The Court rejected the recognition of privacy in statute or in common law as a basis to refuse recognition in constitutional law.  Citing the Max Planck Encyclopaedia of Comparative Constitutional Law, the Court found validity in privacy as both a negative right and a positive right.  (¶ 158.)  With regard to the separation of powers, the Court heralded the importance of judicial review as “a powerful guarantee against legislative encroachments on life and personal liberty,” not to be surrendered easily (¶ 166).  The Court frowned on the proposition of recognizing privacy only as ancillary to substantive due process, pointing with disapproval to consequent “vagaries of judicial interpretation” in U.S. law (¶ 167).

The Court concluded, in key parts:

- “Privacy is a constitutionally protected right which emerges primarily from the
guarantee of life and personal liberty in Article 21 of the Constitution. Elements of
privacy also arise in varying contexts from the other facets of freedom and dignity
recognised and guaranteed by the fundamental rights contained in Part III” (part T(3)(C), p. 262).

- “At a descriptive level, privacy postulates a bundle of entitlements and interests” (part T(3)(E), p. 262).

- “Privacy includes at its core the preservation of personal intimacies, the sanctity of family life, marriage, procreation, the home and sexual orientation. Privacy also connotes a right to be left alone. Privacy safeguards individual autonomy and recognises the ability of the individual to control vital aspects of his or her life” (part T(3)(F), p. 263).

- “While the legitimate expectation of privacy may vary from the intimate zone to the private zone and from the private to the public arenas, it is important to underscore that privacy is not lost or surrendered merely because the individual is in a public place” (part T(3)(F), p. 263).

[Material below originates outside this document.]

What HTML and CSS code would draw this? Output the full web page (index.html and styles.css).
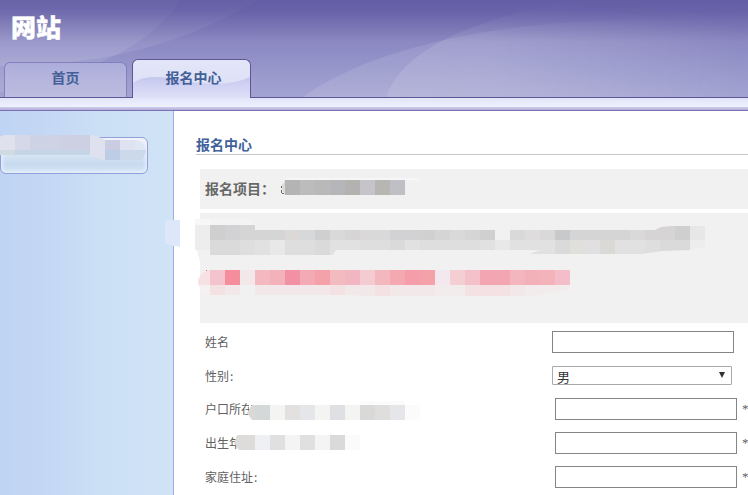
FILE: index.html
```html
<!DOCTYPE html>
<html lang="zh-CN">
<head>
<meta charset="utf-8">
<title>网站</title>
<link rel="stylesheet" href="styles.css">
</head>
<body>
<header class="header">
  <svg class="waves" width="748" height="97" viewBox="0 0 748 97" aria-hidden="true">
    <defs>
      <linearGradient id="up" gradientUnits="userSpaceOnUse" x1="0" y1="8" x2="0" y2="60"><stop offset="0" stop-color="#fff" stop-opacity=".02"/><stop offset="1" stop-color="#fff" stop-opacity=".1"/></linearGradient>
      <linearGradient id="side" gradientUnits="userSpaceOnUse" x1="380" y1="0" x2="748" y2="0"><stop offset="0" stop-color="#fff" stop-opacity=".11"/><stop offset=".3" stop-color="#fff" stop-opacity=".1"/><stop offset="1" stop-color="#fff" stop-opacity="0"/></linearGradient>
      <linearGradient id="fade" gradientUnits="userSpaceOnUse" x1="0" y1="8" x2="0" y2="42"><stop offset="0" stop-color="#fff" stop-opacity=".15"/><stop offset="1" stop-color="#fff"/></linearGradient>
      <mask id="m"><rect width="748" height="97" fill="url(#fade)"/></mask>
    </defs>
    <path fill="url(#up)" d="M0 0H180Q153 41 98 63Q50 82 0 92Z"/>
    <path fill="url(#up)" d="M0 0H258Q170 52 70 62Q35 66 0 66Z"/>
    <g mask="url(#m)">
      <path fill="url(#side)" d="M303 97C350 63 420 42 498 30C580 18 665 17 748 23V97Z"/>
      <path fill="url(#side)" d="M386 97C399 61 440 36 498 19C540 5 560 2 580 0H748V97Z"/>
    </g>
  </svg>
  <h1 class="site">网站</h1>
  <nav class="tabs">
    <a class="tab">首页</a>
    <a class="tab active">
      <svg class="gloss" width="117" height="39" viewBox="0 0 117 39" aria-hidden="true"><defs><linearGradient id="g" x1="0" y1="0" x2="0" y2="1"><stop offset="0" stop-color="#c5c8ee"/><stop offset="1" stop-color="#e0e2f8"/></linearGradient></defs><path fill="url(#g)" d="M0 23C14 14 32 17 52 21C78 26 103 24 117 17V39H0Z"/></svg>
      <span>报名中心</span>
    </a>
  </nav>
</header>
<div class="strip"></div>
<div class="body">
  <aside class="side"><div class="side-item"></div></aside>
  <main class="main">
    <h2 class="title">报名中心</h2>
    <div class="project">报名项目：</div>
    <div class="notice"></div>
    <form class="form">
      <div class="row"><label>姓名</label><input type="text"></div>
      <div class="row pick"><label>性别<em>:</em></label><div class="select"><span>男</span><i></i></div></div>
      <div class="row wide"><label>户口所在</label><input type="text"><b>*</b></div>
      <div class="row wide"><label>出生年</label><input type="text"><b>*</b></div>
      <div class="row wide"><label>家庭住址<em>:</em></label><input type="text"><b>*</b></div>
    </form>
  </main>
</div>
<svg class="mosaic" width="748" height="495" viewBox="0 0 748 495" shape-rendering="crispEdges" aria-hidden="true">
  <defs>
    <clipPath id="c1"><path d="M0 137Q2 135 5 135H90Q97 135 101 138L106 140H137Q145 143 146 150Q145 157 141 160H103L90 155H0Z"/></clipPath>
    <clipPath id="c2"><path d="M195 219H250L255 225V230H655L661 227L671 226H705V247L690 250L662 251L642 254H530L540 250H336L333 255H210V250H195Z"/></clipPath>
    <clipPath id="c3"><path d="M210 270H570V289L550 293L535 296H365L350 295H208Q198 292 198 280Q201 272 210 270Z"/></clipPath>
    <clipPath id="c4"><path d="M252 405H420V420H252L247 413Z"/></clipPath>
    <clipPath id="c5"><path d="M237 435H360V450H239L234 443Z"/></clipPath>
  </defs>
  <g clip-path="url(#c1)">
    <path fill="#dfe2ed" d="M0 135h15v15H0z"/><path fill="#d5d8e8" d="M15 135h15v15H15z"/><path fill="#cdd2e5" d="M30 135h30v15H30z"/><path fill="#cdd0e3" d="M60 135h30v15H60z"/><path fill="#dfe2ee" d="M90 135h15v25H90z"/>
    <path fill="#d0dae3" d="M0 150h15v5H0z"/><path fill="#c5d4e6" d="M15 150h75v5H15z"/>
    <path fill="#cacde2" d="M105 140h15v10h-15z"/><path fill="#dfe2f0" d="M120 135h15v15h-15z"/><path fill="#dfe7f3" d="M135 135h15v15h-15z"/><path fill="#bdcde5" d="M105 150h15v10h-15z"/><path fill="#cbd9ea" d="M120 150h30v10h-30z"/>
  </g>
  <path fill="#dce8fa" d="M165 221L168 220H180V247L165 244Z"/>
  <path fill="#dbdbd8" d="M285 180L281 187L285 195Z"/><path fill="#f6f6f6" d="M284 180L290 178H415L422 180Z"/>
  <path fill="#b4b4b4" d="M285 180h15v15h-15z"/><path fill="#bcbcbc" d="M300 180h15v15h-15z"/><path fill="#b9b9b9" d="M315 180h15v15h-15z"/><path fill="#b5b6b9" d="M330 180h15v15h-15z"/><path fill="#b3b2b1" d="M345 180h15v15h-15z"/><path fill="#c5c5c9" d="M360 180h15v15h-15z"/><path fill="#b8b6b3" d="M375 180h15v15h-15z"/><path fill="#bfc0c6" d="M390 180h15v15h-15z"/>
  <path fill="#6b665e" d="M281 186h1v2h-1zM281 190h1v3h-1zM282 193h2v1h-2z"/>
  <path fill="#f1f1f1" d="M197 250h13v16h-9z"/>
  <g clip-path="url(#c2)">
    <path fill="#f7f7f7" d="M195 219h15v6h-15z"/><path fill="#f4f4f4" d="M210 219h45v6h-45z"/><path fill="#ededed" d="M195 225h15v25h-15z"/>
    <path fill="#cfcfcf" d="M210 225h15v15h-15zM315 230h15v10h-15zM675 226h15v14h-15z"/>
    <path fill="#d2d2d4" d="M225 225h15v15h-15zM390 230h30v10h-30z"/>
    <path fill="#d5d5d5" d="M240 225h45v15h-45zM435 230h15v10h-15zM465 230h15v10h-15zM570 230h60v10h-60z"/>
    <path fill="#dcd8d7" d="M285 230h15v10h-15z"/><path fill="#d6d8da" d="M300 230h15v10h-15z"/>
    <path fill="#d9d9d9" d="M330 230h15v10h-15zM360 230h30v10h-30zM450 230h15v10h-15zM510 230h15v10h-15zM540 230h15v10h-15zM630 230h15v10h-15z"/>
    <path fill="#d6d4d4" d="M345 230h15v10h-15zM645 226h30v14h-30z"/><path fill="#d0d0d1" d="M420 230h15v10h-15zM480 230h15v10h-15z"/>
    <path fill="#dfdcdd" d="M525 230h15v10h-15z"/><path fill="#c8c9ca" d="M555 230h15v10h-15z"/><path fill="#e7e7e7" d="M690 226h15v14h-15z"/>
    <path fill="#dadada" d="M210 240h30v15h-30zM315 240h15v15h-15zM390 240h15v15h-15zM555 240h15v15h-15zM660 240h30v15h-30z"/>
    <path fill="#dedede" d="M240 240h15v15h-15zM285 240h30v15h-30zM360 240h30v15h-30zM420 240h60v15h-60zM645 240h15v15h-15z"/>
    <path fill="#e1e1e1" d="M255 240h15v15h-15zM330 240h30v15h-30zM405 240h15v15h-15zM480 240h15v15h-15zM510 240h45v15h-45zM615 240h30v15h-30z"/>
    <path fill="#e8e8e8" d="M270 240h15v15h-15zM495 240h15v15h-15z"/><path fill="#e0dfdc" d="M570 240h15v15h-15z"/><path fill="#e0e0e3" d="M585 240h15v15h-15z"/><path fill="#dad9d6" d="M600 240h15v15h-15z"/><path fill="#ededed" d="M690 240h15v15h-15z"/>
  </g>
  <g clip-path="url(#c3)">
    <path fill="#f7e1e5" d="M195 270h15v15h-15z"/><path fill="#f4c4ce" d="M210 270h15v15h-15z"/><path fill="#f58d9d" d="M225 270h15v15h-15z"/><path fill="#f3e8e9" d="M240 270h15v15h-15z"/><path fill="#f4b8c0" d="M255 270h15v15h-15z"/><path fill="#f3b2ba" d="M270 270h15v15h-15z"/><path fill="#f291a3" d="M285 270h15v15h-15z"/><path fill="#f3aab5" d="M300 270h15v15h-15z"/><path fill="#f4a1aa" d="M315 270h15v15h-15z"/><path fill="#f3bac0" d="M330 270h15v15h-15z"/><path fill="#f2b6c2" d="M345 270h15v15h-15z"/><path fill="#f3cbd0" d="M360 270h15v15h-15z"/><path fill="#f3b7be" d="M375 270h15v15h-15z"/><path fill="#f4a9b0" d="M390 270h15v15h-15z"/><path fill="#f59dab" d="M405 270h15v15h-15z"/><path fill="#f5a1aa" d="M420 270h15v15h-15z"/><path fill="#f3e8ee" d="M435 270h15v15h-15z"/><path fill="#f3ced3" d="M450 270h15v15h-15z"/><path fill="#f4c0ca" d="M465 270h15v15h-15z"/><path fill="#f3a6b2" d="M480 270h30v15h-30z"/><path fill="#f3b5be" d="M510 270h15v15h-15z"/><path fill="#f4b0b8" d="M525 270h15v15h-15z"/><path fill="#f4b3ba" d="M540 270h15v15h-15z"/><path fill="#f3bdca" d="M555 270h15v15h-15z"/>
    <path fill="#f5f1f2" d="M195 285h15v11h-15z"/><path fill="#f3e1e4" d="M210 285h15v11h-15zM330 285h15v11h-15zM375 285h15v11h-15zM465 285h45v11h-45z"/><path fill="#f3e8e9" d="M225 285h15v11h-15zM255 285h75v11h-75zM345 285h30v11h-30zM390 285h45v11h-45zM510 285h15v11h-15z"/><path fill="#f2eced" d="M435 285h30v11h-30zM525 285h45v11h-45z"/>
  </g>
  <path fill="#ee6040" d="M206 270h1v1h-1z"/>
  <path fill="#fbfbfb" d="M255 402h15v3h-15zM360 401h45v4h-45z"/>
  <g clip-path="url(#c4)">
    <path fill="#dad9d7" d="M245 405h10v15h-10z"/><path fill="#d4d8d9" d="M255 405h15v15h-15z"/><path fill="#f4f4f3" d="M270 405h15v15h-15zM315 405h15v15h-15zM345 405h15v15h-15z"/><path fill="#e3e1df" d="M285 405h15v15h-15z"/><path fill="#e4e6e9" d="M300 405h15v15h-15zM390 405h15v15h-15z"/><path fill="#dfe0e3" d="M330 405h15v15h-15z"/><path fill="#d9d9da" d="M360 405h15v15h-15z"/><path fill="#dfdedc" d="M375 405h15v15h-15z"/><path fill="#fbfbfb" d="M405 405h15v15h-15z"/>
  </g>
  <path fill="#fff" d="M249 400h6v5h-4l-2 5z"/>
  <g clip-path="url(#c5)">
    <path fill="#dddcda" d="M234 435h21v15h-21z"/><path fill="#eff0f3" d="M255 435h15v15h-15z"/><path fill="#e0e0e0" d="M270 435h15v15h-15zM300 435h15v15h-15z"/><path fill="#f4f4f4" d="M285 435h15v15h-15zM315 435h15v15h-15z"/><path fill="#dadada" d="M330 435h15v15h-15z"/><path fill="#fbfbfb" d="M345 435h15v15h-15z"/>
  </g>
</svg>
</body>
</html>
```

FILE: styles.css
```css
* { box-sizing: border-box; }
body {
  margin: 0;
  width: 748px;
  height: 495px;
  overflow: hidden;
  position: relative;
  background: #fff;
  color: #606060;
  font: 12px/18px "Noto Sans CJK SC", sans-serif;
}
.header {
  position: relative;
  height: 98px;
  padding: 9px 4px 0;
  border-bottom: 1px solid #5d5697;
  background: linear-gradient(#625da5 0, #6864aa 12px, #7d79b7 30px, #8b88c2 42px, #9191c8 58px, #a4a4d2 97px);
}
.waves { position: absolute; left: 0; top: 0; }
.site {
  position: relative;
  height: 50px;
  margin: 0 0 0 7px;
  color: #fff;
  font-size: 25px;
  line-height: 35px;
  font-weight: 900;
  -webkit-text-stroke: .4px #fff;
}
.tabs {
  position: relative;
  display: flex;
  align-items: flex-end;
  gap: 5px;
  height: 38px;
}
.tab {
  width: 123px;
  height: 35px;
  padding-top: 4px;
  border: 1px solid #8280bd;
  border-bottom: 0;
  border-radius: 6px 6px 0 0;
  background: linear-gradient(#adaddb, #bdbde1);
  color: #446096;
  font-size: 14px;
  line-height: 20px;
  font-weight: 700;
  text-align: center;
}
.tab.active {
  position: relative;
  width: 119px;
  height: 39px;
  margin-bottom: -1px;
  padding: 7px 0 0 4px;
  border-color: #5d5697;
  background: linear-gradient(#e3e6f8, #dcdff5);
  overflow: hidden;
}
.gloss { position: absolute; left: 0; top: 0; }
.tab.active span { position: relative; }
.strip {
  height: 13px;
  border-bottom: 1px solid #7c70b2;
  background: linear-gradient(#e2e5f9 0, #f0f1fe 9px, #c9c9e7 9px, #c9c9e7 10px, #b7b4dc 11px, #b7b4dc 12px);
}
.body { display: flex; height: 384px; }
.side {
  width: 174px;
  flex: none;
  padding-top: 26px;
  border-right: 1px solid #9bb0e8;
  background: linear-gradient(90deg, #bfd3f4, #c5d9f5 55px, #cce0f5 110px, #d0e3f7);
}
.side-item {
  width: 148px;
  height: 37px;
  border: 1px solid #929fda;
  border-radius: 6px;
  background: linear-gradient(#f5f0fa 0, #dce8f5 14px, #c7daf0 26px, #d4e4f6);
  box-shadow: inset 0 0 4px 1px #edf4fd;
}
.main { flex: 1; min-width: 0; padding: 24px 0 0 22px; }
.title {
  height: 20px;
  margin: 0;
  border-bottom: 1px solid #c5c5c5;
  color: #41619d;
  font-size: 14px;
  line-height: 18px;
  font-weight: 700;
}
.project {
  height: 40px;
  margin: 14px 0 4px 4px;
  padding-left: 5px;
  background: #f1f1f1;
  color: #686868;
  font-size: 14px;
  line-height: 39px;
  font-weight: 700;
}
.notice { height: 110px; margin-left: 4px; background: #f1f1f1; }
.form { margin: 2px 0 0 9px; }
.row { display: flex; align-items: center; height: 34px; }
.row.pick { height: 33px; }
.row label { width: 347px; flex: none; }
.row.wide label { width: 350px; }
.row em { margin-left: 1px; font-style: normal; }
.row input {
  width: 182px;
  height: 22px;
  flex: none;
  margin: 0;
  padding: 0;
  border: 1px solid #858585;
  background: #fff;
}
.row b { margin-left: 5px; flex: none; font: 13px/18px "Liberation Serif", serif; }
.select {
  display: flex;
  align-items: center;
  justify-content: space-between;
  width: 180px;
  height: 19px;
  padding: 0 6px 0 4px;
  border: 1px solid #a9a9a9;
  border-radius: 1px;
  color: #333;
  font-size: 13px;
}
.select span { line-height: 19px; padding-top: 1px; }
.select i {
  width: 0;
  height: 0;
  margin-bottom: 1px;
  border: 3px solid transparent;
  border-top: 6px solid #333;
  border-bottom: 0;
}
.mosaic { position: absolute; left: 0; top: 0; pointer-events: none; }
```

- “This Court has not embarked upon an exhaustive enumeration or a catalogue of entitlements or interests comprised in the right to privacy. The Constitution must evolve with the felt necessities of time to meet the challenges thrown up in a democratic order governed by the rule of law. The meaning of the Constitution cannot be frozen on the perspectives present when it was adopted” (part T(3)(G), p. 263).

- “An invasion of life or personal liberty must meet the three-fold requirement of (i) legality, which postulates the existence of law; (ii) need, defined in terms of a legitimate state aim; and (iii) proportionality which ensures a rational nexus between the objects and the means adopted to achieve them” (part T(3)(H), p. 264).

- “Privacy has both positive and negative content. The negative content restrains the state from committing an intrusion upon the life and personal liberty of a citizen. Its positive content imposes an obligation on the state to take all necessary measures to protect the privacy of the individual” (part T(3)(I), p. 264).

- “Informational privacy is a facet of the right to privacy. The dangers to privacy in an age of information can originate not only from the state but from non-state actors as well. We commend to the Union Government the need to examine and put into place a robust regime for data protection” (part T(5), p. 264).

Additional and collateral opinions run from PDF page 267 through 547.